● **Goal**
Where a line contains the word "components", copy that line.

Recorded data
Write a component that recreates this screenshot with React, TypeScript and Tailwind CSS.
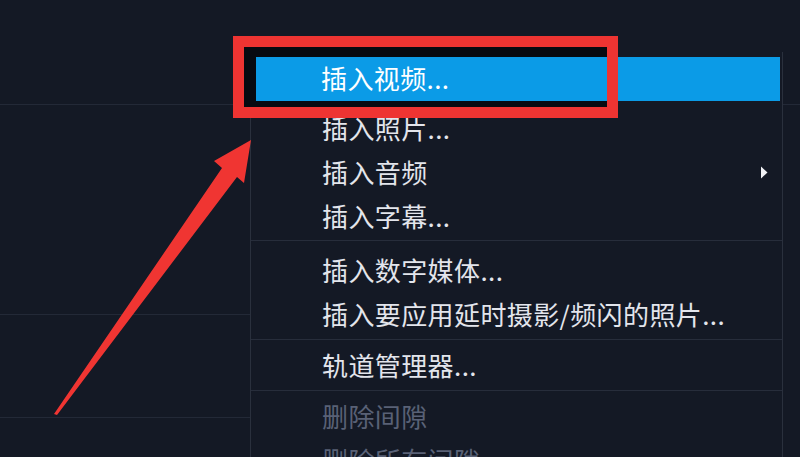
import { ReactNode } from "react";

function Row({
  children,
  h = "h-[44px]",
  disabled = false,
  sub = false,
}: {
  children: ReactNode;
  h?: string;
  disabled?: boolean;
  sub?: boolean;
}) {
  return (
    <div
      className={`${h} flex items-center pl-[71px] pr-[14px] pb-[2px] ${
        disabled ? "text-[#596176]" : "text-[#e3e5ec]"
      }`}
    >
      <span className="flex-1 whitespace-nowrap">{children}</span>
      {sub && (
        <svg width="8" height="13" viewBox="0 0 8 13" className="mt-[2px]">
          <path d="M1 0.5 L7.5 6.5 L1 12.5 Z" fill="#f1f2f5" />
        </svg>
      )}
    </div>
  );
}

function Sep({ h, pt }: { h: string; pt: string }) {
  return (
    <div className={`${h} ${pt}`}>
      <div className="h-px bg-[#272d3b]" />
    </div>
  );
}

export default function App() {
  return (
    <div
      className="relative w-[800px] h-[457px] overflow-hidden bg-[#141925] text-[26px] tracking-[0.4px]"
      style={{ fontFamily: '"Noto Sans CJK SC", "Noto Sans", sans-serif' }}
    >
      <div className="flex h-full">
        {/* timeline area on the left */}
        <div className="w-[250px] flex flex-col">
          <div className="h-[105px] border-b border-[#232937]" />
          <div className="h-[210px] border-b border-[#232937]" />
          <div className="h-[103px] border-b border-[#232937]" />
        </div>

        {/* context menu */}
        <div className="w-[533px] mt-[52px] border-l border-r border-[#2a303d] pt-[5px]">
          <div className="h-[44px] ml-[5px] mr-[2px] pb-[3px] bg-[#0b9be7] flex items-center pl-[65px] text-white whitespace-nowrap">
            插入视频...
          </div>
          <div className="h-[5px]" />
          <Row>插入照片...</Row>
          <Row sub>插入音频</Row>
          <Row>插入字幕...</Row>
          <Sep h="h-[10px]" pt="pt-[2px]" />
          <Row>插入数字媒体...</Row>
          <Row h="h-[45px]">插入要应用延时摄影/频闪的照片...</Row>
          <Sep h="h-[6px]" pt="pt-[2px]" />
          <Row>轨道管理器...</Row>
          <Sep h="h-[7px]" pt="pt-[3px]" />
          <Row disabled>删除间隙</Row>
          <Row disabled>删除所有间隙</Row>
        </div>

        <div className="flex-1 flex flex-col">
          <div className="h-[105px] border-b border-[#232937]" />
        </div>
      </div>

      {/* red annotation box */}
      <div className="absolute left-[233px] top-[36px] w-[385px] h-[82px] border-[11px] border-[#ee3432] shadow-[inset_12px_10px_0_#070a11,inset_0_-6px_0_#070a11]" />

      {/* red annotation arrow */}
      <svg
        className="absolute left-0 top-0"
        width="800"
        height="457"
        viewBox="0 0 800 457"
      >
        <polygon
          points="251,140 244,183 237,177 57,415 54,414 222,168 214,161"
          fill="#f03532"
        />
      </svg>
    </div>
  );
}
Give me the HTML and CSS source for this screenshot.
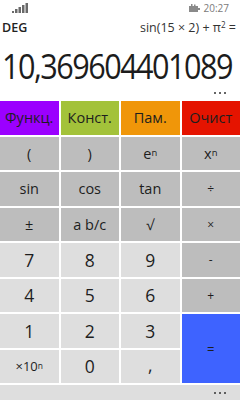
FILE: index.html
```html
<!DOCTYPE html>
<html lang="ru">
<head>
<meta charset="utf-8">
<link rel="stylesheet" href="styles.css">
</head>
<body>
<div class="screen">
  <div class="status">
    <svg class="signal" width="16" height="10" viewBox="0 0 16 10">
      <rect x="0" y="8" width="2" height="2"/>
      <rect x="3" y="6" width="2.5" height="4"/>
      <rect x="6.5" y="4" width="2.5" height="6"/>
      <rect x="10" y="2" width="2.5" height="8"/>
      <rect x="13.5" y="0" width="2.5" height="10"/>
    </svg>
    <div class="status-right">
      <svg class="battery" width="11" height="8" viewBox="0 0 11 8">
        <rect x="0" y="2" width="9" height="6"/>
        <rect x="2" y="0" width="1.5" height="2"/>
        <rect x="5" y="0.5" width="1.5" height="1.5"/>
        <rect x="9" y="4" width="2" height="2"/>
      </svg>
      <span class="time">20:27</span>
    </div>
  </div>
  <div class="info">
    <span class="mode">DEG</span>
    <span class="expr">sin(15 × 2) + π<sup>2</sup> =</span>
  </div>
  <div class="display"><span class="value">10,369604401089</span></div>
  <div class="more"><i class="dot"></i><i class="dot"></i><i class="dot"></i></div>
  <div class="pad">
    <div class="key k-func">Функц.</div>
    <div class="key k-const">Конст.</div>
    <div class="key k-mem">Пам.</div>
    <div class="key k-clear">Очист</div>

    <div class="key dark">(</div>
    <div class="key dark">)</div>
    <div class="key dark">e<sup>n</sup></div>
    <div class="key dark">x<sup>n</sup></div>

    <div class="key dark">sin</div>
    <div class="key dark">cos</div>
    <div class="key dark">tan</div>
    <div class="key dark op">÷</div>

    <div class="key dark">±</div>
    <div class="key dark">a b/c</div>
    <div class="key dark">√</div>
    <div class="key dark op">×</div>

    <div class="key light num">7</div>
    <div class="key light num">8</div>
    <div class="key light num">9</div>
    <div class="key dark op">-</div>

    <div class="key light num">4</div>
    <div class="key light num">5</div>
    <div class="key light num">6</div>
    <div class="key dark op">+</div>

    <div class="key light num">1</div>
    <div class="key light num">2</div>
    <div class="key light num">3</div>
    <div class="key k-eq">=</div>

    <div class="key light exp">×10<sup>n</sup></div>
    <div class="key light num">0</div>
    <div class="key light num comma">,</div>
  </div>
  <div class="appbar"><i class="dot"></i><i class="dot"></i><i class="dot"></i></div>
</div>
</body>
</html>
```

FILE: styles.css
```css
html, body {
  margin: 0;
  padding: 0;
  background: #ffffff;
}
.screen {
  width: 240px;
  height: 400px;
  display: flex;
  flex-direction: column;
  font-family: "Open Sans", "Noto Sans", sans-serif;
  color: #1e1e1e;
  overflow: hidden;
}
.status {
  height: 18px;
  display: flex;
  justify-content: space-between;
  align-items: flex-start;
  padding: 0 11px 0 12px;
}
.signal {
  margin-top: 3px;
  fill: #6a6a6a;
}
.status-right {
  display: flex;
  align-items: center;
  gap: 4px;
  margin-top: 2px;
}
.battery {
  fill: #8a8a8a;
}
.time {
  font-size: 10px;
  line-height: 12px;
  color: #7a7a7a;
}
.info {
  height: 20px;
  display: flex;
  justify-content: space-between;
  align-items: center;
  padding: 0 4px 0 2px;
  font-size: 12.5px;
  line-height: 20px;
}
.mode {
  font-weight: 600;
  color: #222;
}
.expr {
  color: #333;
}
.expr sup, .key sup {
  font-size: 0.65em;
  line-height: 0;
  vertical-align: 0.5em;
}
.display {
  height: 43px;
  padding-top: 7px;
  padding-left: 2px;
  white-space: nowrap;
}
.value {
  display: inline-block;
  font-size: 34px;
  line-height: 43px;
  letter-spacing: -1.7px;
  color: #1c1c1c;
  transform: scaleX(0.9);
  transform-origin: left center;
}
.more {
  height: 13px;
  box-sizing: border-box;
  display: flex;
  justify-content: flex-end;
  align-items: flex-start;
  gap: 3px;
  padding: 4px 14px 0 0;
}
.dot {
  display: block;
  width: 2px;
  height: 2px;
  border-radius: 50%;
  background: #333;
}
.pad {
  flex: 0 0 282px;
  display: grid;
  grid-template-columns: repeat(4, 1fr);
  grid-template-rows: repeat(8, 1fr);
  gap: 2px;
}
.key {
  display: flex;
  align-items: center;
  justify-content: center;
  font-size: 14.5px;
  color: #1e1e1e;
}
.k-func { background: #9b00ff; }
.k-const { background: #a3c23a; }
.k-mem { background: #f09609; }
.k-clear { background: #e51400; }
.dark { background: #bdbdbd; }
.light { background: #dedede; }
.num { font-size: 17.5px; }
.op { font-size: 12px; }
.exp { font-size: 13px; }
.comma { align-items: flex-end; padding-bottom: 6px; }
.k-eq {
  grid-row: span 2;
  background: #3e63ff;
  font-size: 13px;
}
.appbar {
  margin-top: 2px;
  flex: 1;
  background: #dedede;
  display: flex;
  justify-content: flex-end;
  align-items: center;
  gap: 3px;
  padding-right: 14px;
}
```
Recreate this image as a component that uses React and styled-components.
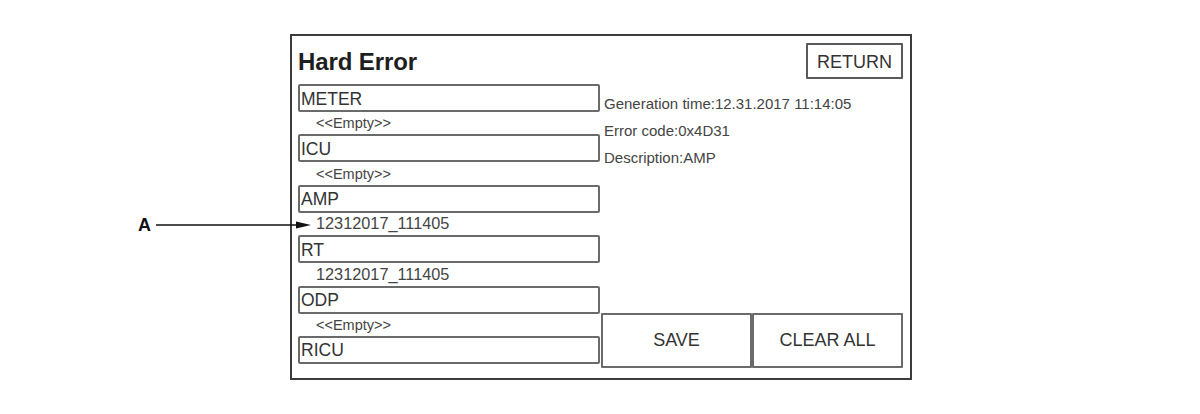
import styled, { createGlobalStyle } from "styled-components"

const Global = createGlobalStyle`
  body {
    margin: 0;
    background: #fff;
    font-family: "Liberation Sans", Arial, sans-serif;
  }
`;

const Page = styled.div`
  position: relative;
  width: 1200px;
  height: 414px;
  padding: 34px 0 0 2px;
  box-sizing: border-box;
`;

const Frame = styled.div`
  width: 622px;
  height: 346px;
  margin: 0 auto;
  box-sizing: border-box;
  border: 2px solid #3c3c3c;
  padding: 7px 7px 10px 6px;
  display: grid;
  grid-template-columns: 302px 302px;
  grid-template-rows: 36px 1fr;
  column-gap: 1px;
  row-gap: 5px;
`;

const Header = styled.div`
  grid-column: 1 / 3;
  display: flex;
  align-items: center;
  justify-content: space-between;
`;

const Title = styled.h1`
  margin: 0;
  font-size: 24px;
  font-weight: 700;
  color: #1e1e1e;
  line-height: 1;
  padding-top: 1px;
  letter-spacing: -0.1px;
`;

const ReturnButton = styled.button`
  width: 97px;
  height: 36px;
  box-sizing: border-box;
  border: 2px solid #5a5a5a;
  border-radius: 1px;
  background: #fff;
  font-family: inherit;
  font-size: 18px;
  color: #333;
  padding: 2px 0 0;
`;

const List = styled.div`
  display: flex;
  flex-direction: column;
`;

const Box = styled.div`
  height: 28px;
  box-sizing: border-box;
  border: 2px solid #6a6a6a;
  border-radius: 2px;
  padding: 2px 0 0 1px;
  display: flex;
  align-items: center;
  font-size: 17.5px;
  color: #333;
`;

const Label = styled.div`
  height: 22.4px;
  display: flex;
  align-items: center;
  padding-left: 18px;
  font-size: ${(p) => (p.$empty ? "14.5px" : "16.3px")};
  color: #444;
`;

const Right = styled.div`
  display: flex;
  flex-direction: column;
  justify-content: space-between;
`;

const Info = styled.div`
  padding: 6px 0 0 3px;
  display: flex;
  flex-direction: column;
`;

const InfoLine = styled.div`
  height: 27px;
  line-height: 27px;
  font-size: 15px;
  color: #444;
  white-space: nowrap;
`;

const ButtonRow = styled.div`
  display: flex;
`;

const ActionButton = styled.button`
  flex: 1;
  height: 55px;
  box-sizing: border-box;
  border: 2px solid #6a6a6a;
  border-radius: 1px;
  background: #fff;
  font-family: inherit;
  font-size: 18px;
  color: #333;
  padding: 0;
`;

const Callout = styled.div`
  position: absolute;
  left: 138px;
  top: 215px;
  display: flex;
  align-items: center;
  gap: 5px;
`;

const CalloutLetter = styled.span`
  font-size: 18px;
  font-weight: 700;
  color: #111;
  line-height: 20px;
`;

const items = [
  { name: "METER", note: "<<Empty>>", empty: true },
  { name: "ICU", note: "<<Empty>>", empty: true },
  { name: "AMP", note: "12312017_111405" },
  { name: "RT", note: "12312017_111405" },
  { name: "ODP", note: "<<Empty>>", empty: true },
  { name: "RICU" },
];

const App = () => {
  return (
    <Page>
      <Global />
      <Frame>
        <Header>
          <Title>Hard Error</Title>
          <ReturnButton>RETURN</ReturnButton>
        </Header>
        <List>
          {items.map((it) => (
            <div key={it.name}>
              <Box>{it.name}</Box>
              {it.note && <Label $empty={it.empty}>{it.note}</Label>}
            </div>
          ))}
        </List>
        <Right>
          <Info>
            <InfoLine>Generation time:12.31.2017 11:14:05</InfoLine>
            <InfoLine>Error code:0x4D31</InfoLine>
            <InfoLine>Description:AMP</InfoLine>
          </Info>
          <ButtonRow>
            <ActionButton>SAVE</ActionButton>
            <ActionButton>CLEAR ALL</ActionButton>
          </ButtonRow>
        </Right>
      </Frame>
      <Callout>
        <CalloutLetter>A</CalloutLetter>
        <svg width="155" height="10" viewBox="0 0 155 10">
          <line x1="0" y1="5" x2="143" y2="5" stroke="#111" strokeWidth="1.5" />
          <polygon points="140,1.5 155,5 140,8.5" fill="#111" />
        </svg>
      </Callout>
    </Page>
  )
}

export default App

● **Result**
Recreate this image as a component that uses React and styled-components.
import styled, { createGlobalStyle } from "styled-components"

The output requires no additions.